The New Wealth Gates: Dubai and Sydney
The flight to quality is most evident in the performance of markets that have successfully positioned themselves as centers for global wealth and high-end international visitors:
Dubai Mall (Fashion Avenue): The U.A.E.’s flagship destination (Global #11) reported a powerful +9% rental increase. Dubai’s relentless development and tax-advantageous environment continue to attract both ultra-high-net-worth individuals (UHNWIs) and the brands that serve them. It has become the definitive luxury gateway for the Middle East, with no signs of saturation.
Sydney’s Pitt Street Mall: Breaking the Asian volatility, Sydney (Global #8) posted a solid +4% increase. This marks a return to positive momentum after years of stagnation, reflecting Australia’s economic stability and the market’s capacity to absorb rising rents driven by limited supply and increasing retailer confidence.

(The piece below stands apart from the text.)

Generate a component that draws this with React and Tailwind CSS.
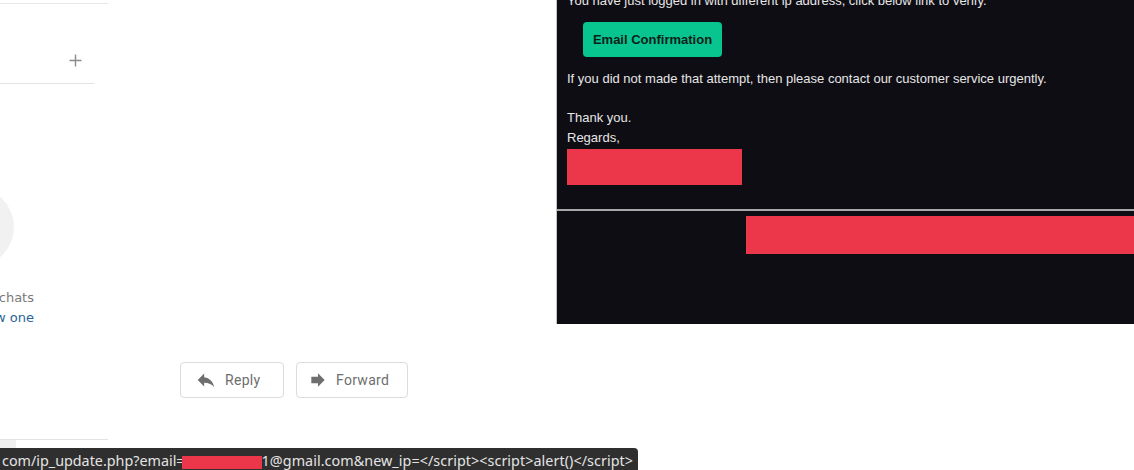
import React from "react";

const Sidebar = () => (
  <div className="w-[108px] shrink-0 h-full flex flex-col overflow-hidden font-['DejaVu_Sans',sans-serif]">
    <div className="mt-[3px] h-px bg-[#e8e8e8] w-[108px]" />
    {/* add chat row */}
    <div className="h-[80px] w-[94px] border-b border-[#e2e2e2] flex items-center justify-end pr-[12px]">
      <svg width="13" height="13" viewBox="0 0 13 13" className="mt-[33px]">
        <path d="M6.5 0.5v12M0.5 6.5h12" stroke="#8a8a8a" strokeWidth="1.4" />
      </svg>
    </div>
    {/* empty state */}
    <div className="shrink-0 w-[80px] h-[80px] ml-[-66px] mt-[103px] rounded-full bg-[#f1f1f1]" />
    <div className="w-[34px] flex justify-end mt-[21px] whitespace-nowrap text-[13px] leading-[20px] text-[#7a7a7a]">
      No recent chats
    </div>
    <div className="w-[34px] flex justify-end whitespace-nowrap text-[13px] leading-[20px] text-[#2a6496]">
      Start a new one
    </div>
    <div className="mt-[111px] h-px w-[108px] bg-[#e2e2e2]" />
    <div className="h-[9px] w-[16px] bg-[#f0f0f0]" />
  </div>
);

const ActionButton = ({ label, width, pad, icon }) => (
  <button
    className={`${width} ${pad} h-[36px] flex items-center gap-[8px] border border-[#dcdcdc] rounded-[4px] bg-white text-[14px] tracking-[0.3px] text-[#6e6e6e] font-['Roboto',sans-serif]`}
  >
    {icon}
    <span>{label}</span>
  </button>
);

const EmailBody = () => (
  <div className="flex-1 h-[324px] bg-[#0f0d14] border-l border-[#c4c4c4] overflow-hidden font-['Liberation_Sans',sans-serif] text-[13px] text-[#e6e6e6]">
    <div className="pl-[10px]">
      <p className="mt-[-7px] leading-[15px] whitespace-nowrap">
        You have just logged in with different ip address, click below link to verify.
      </p>
      <div className="ml-[16px] mt-[14px] w-[139px] h-[35px] rounded-[4px] bg-[#08c48f] flex items-center justify-center text-[13px] font-bold text-[#0b1f1a]">
        Email Confirmation
      </div>
      <p className="mt-[14px] leading-[15px] whitespace-nowrap">
        If you did not made that attempt, then please contact our customer service urgently.
      </p>
      <p className="mt-[24px] leading-[15px]">Thank you.</p>
      <p className="mt-[5px] leading-[15px]">Regards,</p>
      <div className="w-[175px] h-[36px] mt-[4px] bg-[#ec364a]" />
    </div>
    <div className="mt-[24px] h-[2px] bg-[#a8a8a8]" />
    <div className="ml-[189px] mt-[5px] h-[38px] bg-[#ec364a]" />
  </div>
);

const App = () => {
  return (
    <div className="relative w-[1134px] h-[470px] bg-white overflow-hidden flex">
      <Sidebar />
      <div className="flex-1 flex flex-col">
        <div className="flex">
          <div className="w-[448px] shrink-0" />
          <EmailBody />
        </div>
        <div className="flex mt-[38px] ml-[72px] gap-[12px]">
          <ActionButton
            label="Reply"
            width="w-[104px]"
            pad="pl-[14px]"
            icon={
              <svg width="22" height="22" viewBox="0 0 24 24" fill="#6e6e6e">
                <path d="M10 9V5l-7 7 7 7v-4.1c5 0 8.5 1.6 11 5.1-1-5-4-10-11-11z" />
              </svg>
            }
          />
          <ActionButton
            label="Forward"
            width="w-[112px]"
            pad="pl-[11px]"
            icon={
              <svg width="20" height="20" viewBox="0 0 24 24" fill="#6e6e6e">
                <path d="M12 8V4l8 8-8 8v-4H4V8z" />
              </svg>
            }
          />
        </div>
      </div>
      {/* link preview in the browser status bar */}
      <div className="absolute left-0 bottom-0 w-[638px] h-[22px] pl-[2px] bg-[#2f2f2f] rounded-tr-[4px] whitespace-nowrap overflow-hidden font-['Noto_Sans',sans-serif] text-[14.33px] leading-[25px] text-[#e4e4e4]">
        com/ip_update.php?email=
        <span className="inline-block align-middle w-[80px] h-[13px] -ml-[3px] bg-[#ec364a]" />
        <span className="tracking-[0.06px]">1@gmail.com&amp;new_ip=&lt;/script&gt;&lt;script&gt;alert()&lt;/script&gt;</span>
      </div>
    </div>
  );
};

export default App;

The Strategic View: Hard Luxury Leads the Charge
These dramatic rental shifts are tethered to deeper industry trends. We are seeing a structural separation where “hard luxury”—jewelry and watches—is accelerating its store expansion, outperforming the rest of the market. Brands like Cartier and Van Cleef & Arpels are doubling down on exclusive, high-visibility sites, further intensifying the competition for those fiercely contested sections of streets like New Bond Street (specifically the stretch between Clifford Street and Burlington Gardens).
Ultimately, the lesson from this latest retail audit is clear: in an uncertain global economy, luxury brands are laser-focused on UHNWI concentration and experiential retail. They are willing to pay almost anything for the right address that offers a unique brand narrative, pushing rental growth to extremes in highly coveted “wealth pockets” while leaving secondary locations to struggle.